There are plenty of presentations in walleye fishing these days, ranging from burning trolling runs to the slowest vertical applications.  While all of them will catch ‘eyes provided the conditions are right, the fact of the matter is that the rose-colored glasses of yesteryear’s bites, rather than current fish location and variables are what make us select the techniques that we do for any given day.  I’m just as guilty.  I love a handful of select patterns and tend to reflect on what has been successful rather than what will be.  That said, what’s helped me get out of those ruts when needed, is to break down the bevy of presentations we have into 3 main speeds, then let fish locations and what I’m seeing on my sonar reflect how I should fish them.

The 3 Main Speeds of Walleye Fishing

Speed #1 – Trolling – 2.0mph – 3.0+mph

Pulling crankbaits is great fun, but more importantly, it’s your #1 defense against scattered fish, expansive areas, and new water.  Fish strewn about a long breakline or flat, along with walleyes that are suspended and roaming make for prime candidates to put hard-baits in front of.  Of course good intel or sonar-based evidence of this makes trolling like this a no-brainer, but it’s rarely a bad plan to start pulling crankbaits at the start of any day come summer.  If you’re on any of the big walleye factory type lakes, and fishing new spots, you can cover some water and put more lures in front of more fish.  More importantly, it’s a great way to scout areas while having a line down.  Whether by long-lining, or pulling lead-core for deeper fish, the onus is on you as an angler to put these diving lures in front of the fish’s face, at the proper depth.  From there, you’ll be relying on the fish and your electronics to give you clues on what you might do next.

As you’re fishing, pay careful attention to your sonar and what it’s telling you.  You need to process the information in a general way by paying attention to the size, distribution, and number of fish you’re seeing on the screen, in order to put together a game-plan that continues to evolve as you gather more information.  Trolling allows you to pass over areas while gathering valuable data, both visually and virtually, as you hopefully catch fish and see them on-screen.

Speed #2 – Trolling/Drifting – 1.0mph – 1.5mph

This intermediate speed is where a great deal of tournaments are won, and involve a number of related techniques from spinners on bottom bouncers, to slow-death rigs pulled in the same manner.  The key to these presentations is certainly feeding the fish what they want, but before we get there we have to know quite a bit more about their locations.  These techniques work great for pods of fish along a pronounced break, structural element, weedline, or other more linear feature.  I spoke with Fishing Hall of Famer and consummate tourney pro Perry Good a few weeks ago, and we talked about a few locations where we like to pull slow-death rigs.  Not surprisingly, most of those locations were broad pieces of structure where fish like to congregate along a certain stretch, rather than a precise, on-the-spot location.  Sometimes, you do need to pull through a school of fish glued to these tiny spots in order to get them to bite, but the point is that there are likely more efficient means to present baits to the same fish.

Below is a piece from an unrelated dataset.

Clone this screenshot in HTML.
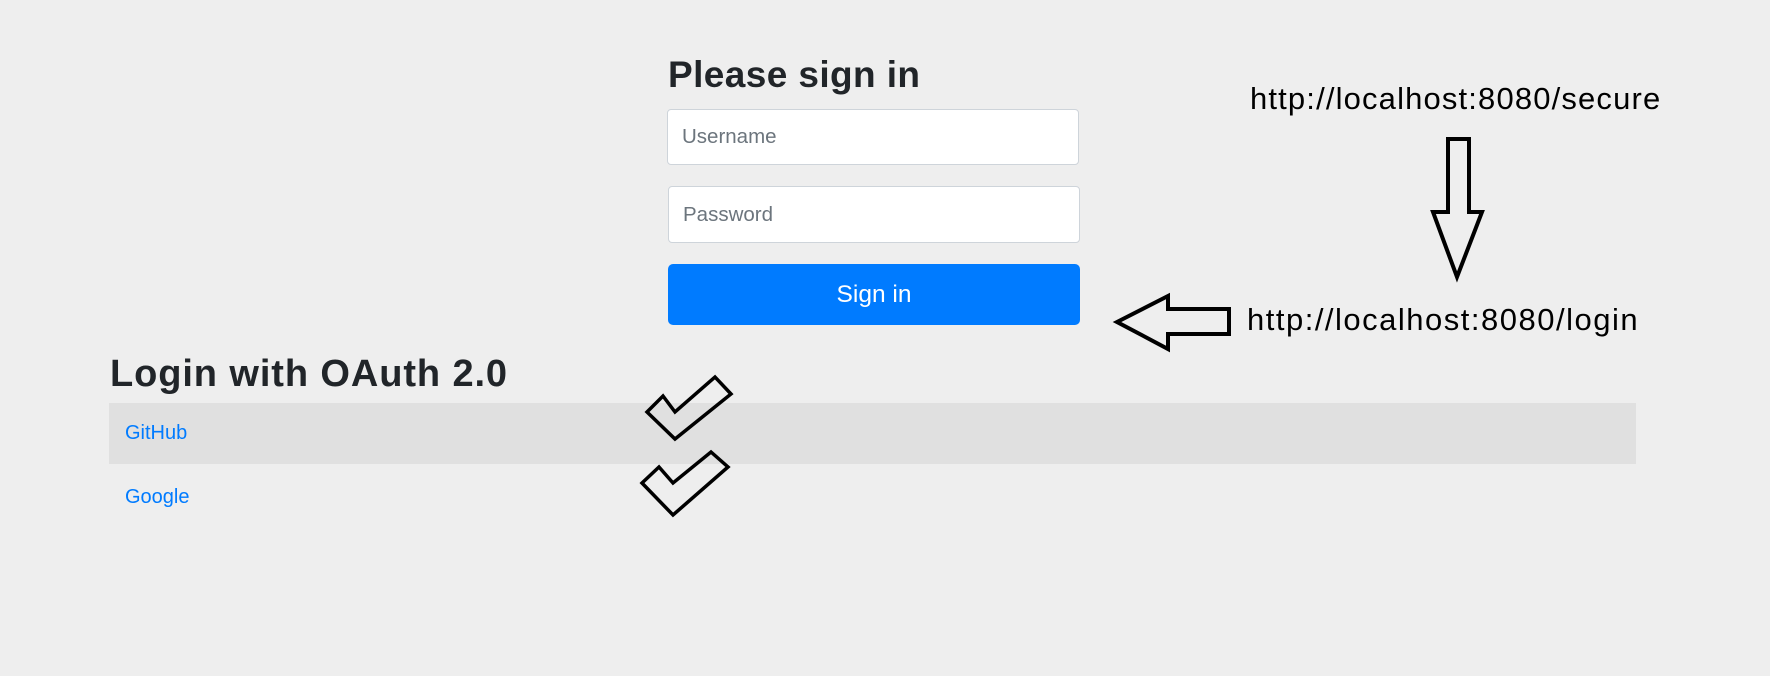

Speed #3 – Nearly Stationary – 0mph – 0.5mph

To me, the most important reason to slow-down when walleye fishing, is likely only when you’ve got some solid information on fish locations, whether electronic or otherwise.  Fishing slowly with little to no intel on where fish might be, especially on larger waters, can be frustratingly futile.  Often, there’s just too much water for them to be elsewhere.  While this speed has probably the largest category of patterns residing within it, we can break them up between relatively shallow and deep presentations.  For many summer applications, we’re often fishing off of the main break into deep water, relying on our sonar to show off larger schools of fish relating to bait, hard-bottom edges, or other structure of interest.  This is where the Jiggin’ Raps come out should fish be aggressive and in the mood to chase.  If they’re in a more sullen mood, rigging various types of live-bait up to 0.5mph, or vertically jigging that same bait is often the ticket.

On the shallow end, again, I’m looking for intel as to why they’d be in that specific location to start with, but I’m also looking for certain conditions to excite the bite.  Wind is the primary driver here, but pair it with lower-light, whether morning, evening, or just plain overcast, and we’ve got some prime conditions for a casting bite.  Whether soft-plastic swim-baits, cranks, or even jigs with live-bait, think of fishing shallow and more slowly like you’re fishing for bass.  Pick a few areas that are being buffeted by 10-15mph winds or better, especially if wind has been coming that direction for some time, and put the bow-mount down to cast at some shallow zones.

Of course there are many more presentations, and also exceptions to these rules.  Not to mention, wrinkles or riffs on the same patterns detailed here.  That said, the most important part about breaking down the 3 main speeds of walleye fishing, is to select one of those speeds and a resultant pattern based on what you’re seeing, not on what you once saw.